= What the exercise asks =
Search the entries below. Return every line that has "index" in it.

-- Start Extracted entries --

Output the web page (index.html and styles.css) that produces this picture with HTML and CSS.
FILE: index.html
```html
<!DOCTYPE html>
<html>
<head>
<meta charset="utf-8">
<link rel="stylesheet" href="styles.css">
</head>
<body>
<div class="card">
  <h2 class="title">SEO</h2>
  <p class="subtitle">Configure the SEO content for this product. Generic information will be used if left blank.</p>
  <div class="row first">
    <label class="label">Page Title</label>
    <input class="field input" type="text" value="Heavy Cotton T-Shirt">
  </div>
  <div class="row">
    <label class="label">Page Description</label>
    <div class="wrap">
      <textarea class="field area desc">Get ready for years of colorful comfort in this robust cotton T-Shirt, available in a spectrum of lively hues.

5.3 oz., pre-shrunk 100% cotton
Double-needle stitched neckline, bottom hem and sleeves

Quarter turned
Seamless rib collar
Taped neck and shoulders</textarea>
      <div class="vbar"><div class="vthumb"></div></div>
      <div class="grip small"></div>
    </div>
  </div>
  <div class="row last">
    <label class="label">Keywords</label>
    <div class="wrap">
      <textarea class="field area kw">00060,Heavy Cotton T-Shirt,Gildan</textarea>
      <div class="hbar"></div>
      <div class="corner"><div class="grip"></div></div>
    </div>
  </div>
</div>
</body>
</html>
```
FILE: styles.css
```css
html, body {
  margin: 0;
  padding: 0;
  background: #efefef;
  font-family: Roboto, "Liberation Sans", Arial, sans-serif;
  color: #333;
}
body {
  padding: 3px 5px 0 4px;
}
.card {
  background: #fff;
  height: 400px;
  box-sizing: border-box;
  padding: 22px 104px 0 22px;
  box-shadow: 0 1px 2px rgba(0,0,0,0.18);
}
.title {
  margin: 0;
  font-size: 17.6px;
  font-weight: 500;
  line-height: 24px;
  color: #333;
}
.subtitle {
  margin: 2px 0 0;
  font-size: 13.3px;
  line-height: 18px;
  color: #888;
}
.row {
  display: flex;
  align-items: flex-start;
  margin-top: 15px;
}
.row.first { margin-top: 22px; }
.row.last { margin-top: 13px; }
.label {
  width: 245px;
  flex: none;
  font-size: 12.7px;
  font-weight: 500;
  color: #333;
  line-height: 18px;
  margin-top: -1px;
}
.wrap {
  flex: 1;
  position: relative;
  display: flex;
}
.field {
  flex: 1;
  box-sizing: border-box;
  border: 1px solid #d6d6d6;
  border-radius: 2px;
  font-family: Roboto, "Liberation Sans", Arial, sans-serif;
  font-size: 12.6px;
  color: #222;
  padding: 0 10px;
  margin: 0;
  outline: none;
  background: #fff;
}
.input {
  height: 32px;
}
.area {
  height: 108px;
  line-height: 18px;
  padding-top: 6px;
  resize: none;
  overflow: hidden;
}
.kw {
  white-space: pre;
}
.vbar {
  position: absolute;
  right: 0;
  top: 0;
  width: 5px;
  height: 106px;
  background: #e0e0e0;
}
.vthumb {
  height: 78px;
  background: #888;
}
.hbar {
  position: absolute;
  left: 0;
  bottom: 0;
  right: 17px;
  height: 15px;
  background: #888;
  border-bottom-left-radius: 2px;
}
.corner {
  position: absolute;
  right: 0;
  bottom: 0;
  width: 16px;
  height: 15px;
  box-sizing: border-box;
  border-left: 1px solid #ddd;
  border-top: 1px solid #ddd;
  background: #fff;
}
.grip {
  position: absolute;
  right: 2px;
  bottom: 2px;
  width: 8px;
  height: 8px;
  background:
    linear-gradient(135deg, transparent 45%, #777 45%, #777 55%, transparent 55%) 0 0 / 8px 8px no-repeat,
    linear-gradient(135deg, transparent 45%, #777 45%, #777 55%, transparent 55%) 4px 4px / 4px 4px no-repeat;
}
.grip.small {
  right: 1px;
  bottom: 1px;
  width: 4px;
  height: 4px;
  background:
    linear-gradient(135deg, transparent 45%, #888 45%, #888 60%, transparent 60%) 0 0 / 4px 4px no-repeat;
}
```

-- End Extracted entries --
-- Start Extracted entries --

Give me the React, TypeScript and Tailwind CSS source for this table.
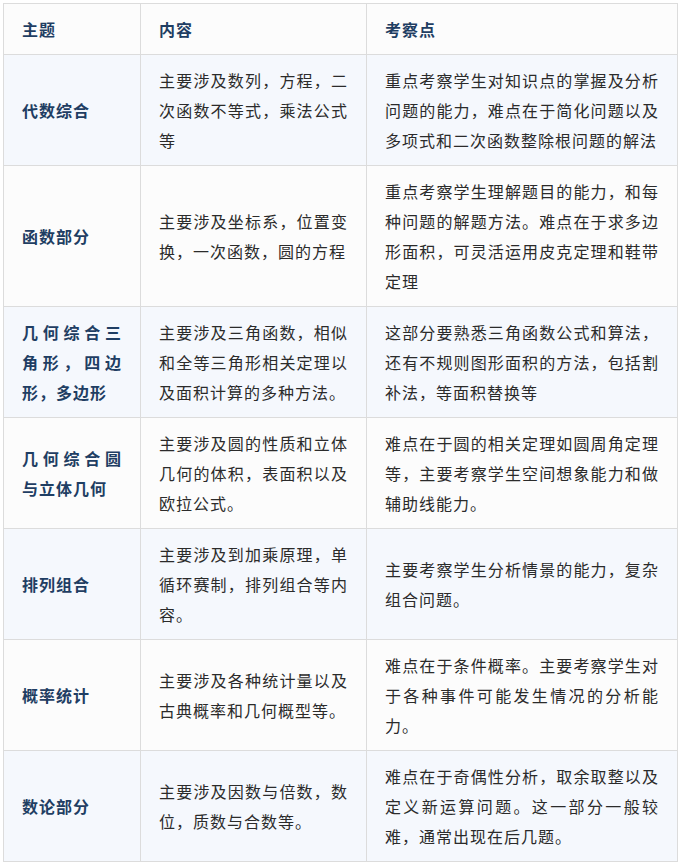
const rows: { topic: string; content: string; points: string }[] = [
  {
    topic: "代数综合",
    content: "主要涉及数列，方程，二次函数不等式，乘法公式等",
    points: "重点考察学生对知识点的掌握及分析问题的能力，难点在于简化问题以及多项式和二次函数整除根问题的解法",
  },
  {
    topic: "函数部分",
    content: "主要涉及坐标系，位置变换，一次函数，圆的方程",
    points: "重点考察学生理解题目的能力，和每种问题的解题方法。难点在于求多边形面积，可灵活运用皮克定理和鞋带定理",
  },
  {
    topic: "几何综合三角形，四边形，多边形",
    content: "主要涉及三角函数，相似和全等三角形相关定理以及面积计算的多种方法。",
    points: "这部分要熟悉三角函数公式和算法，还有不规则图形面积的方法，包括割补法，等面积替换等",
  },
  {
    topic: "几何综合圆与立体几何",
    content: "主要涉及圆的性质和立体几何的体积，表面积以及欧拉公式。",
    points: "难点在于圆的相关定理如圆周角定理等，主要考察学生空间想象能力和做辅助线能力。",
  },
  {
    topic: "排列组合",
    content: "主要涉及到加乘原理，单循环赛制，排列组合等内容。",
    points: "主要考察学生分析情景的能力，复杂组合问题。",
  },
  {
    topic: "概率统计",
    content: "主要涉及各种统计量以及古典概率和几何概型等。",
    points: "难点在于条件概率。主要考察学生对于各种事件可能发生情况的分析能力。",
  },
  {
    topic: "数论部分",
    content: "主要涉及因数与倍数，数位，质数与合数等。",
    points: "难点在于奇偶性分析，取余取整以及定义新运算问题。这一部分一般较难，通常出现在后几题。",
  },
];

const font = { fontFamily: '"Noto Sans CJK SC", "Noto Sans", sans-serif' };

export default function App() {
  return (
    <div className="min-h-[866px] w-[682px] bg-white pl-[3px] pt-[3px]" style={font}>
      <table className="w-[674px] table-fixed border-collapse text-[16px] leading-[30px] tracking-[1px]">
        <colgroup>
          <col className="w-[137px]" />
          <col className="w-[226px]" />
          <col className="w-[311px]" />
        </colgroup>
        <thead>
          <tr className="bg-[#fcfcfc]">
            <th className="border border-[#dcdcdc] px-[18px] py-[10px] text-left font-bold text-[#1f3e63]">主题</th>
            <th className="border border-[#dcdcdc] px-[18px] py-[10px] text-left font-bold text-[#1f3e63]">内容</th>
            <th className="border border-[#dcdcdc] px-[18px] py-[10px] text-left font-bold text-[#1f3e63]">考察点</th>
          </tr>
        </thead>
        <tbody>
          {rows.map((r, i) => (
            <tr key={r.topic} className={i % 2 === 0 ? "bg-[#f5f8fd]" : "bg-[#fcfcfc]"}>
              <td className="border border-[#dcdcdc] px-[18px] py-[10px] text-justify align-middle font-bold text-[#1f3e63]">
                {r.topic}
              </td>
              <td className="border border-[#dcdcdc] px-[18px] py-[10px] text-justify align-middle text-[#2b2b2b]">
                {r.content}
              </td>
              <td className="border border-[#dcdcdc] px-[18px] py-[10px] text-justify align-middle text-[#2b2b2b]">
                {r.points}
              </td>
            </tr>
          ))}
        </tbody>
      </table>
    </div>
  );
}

-- End Extracted entries --

= Result below =
Output the web page (index.html and styles.css) that produces this picture with HTML and CSS.
FILE: index.html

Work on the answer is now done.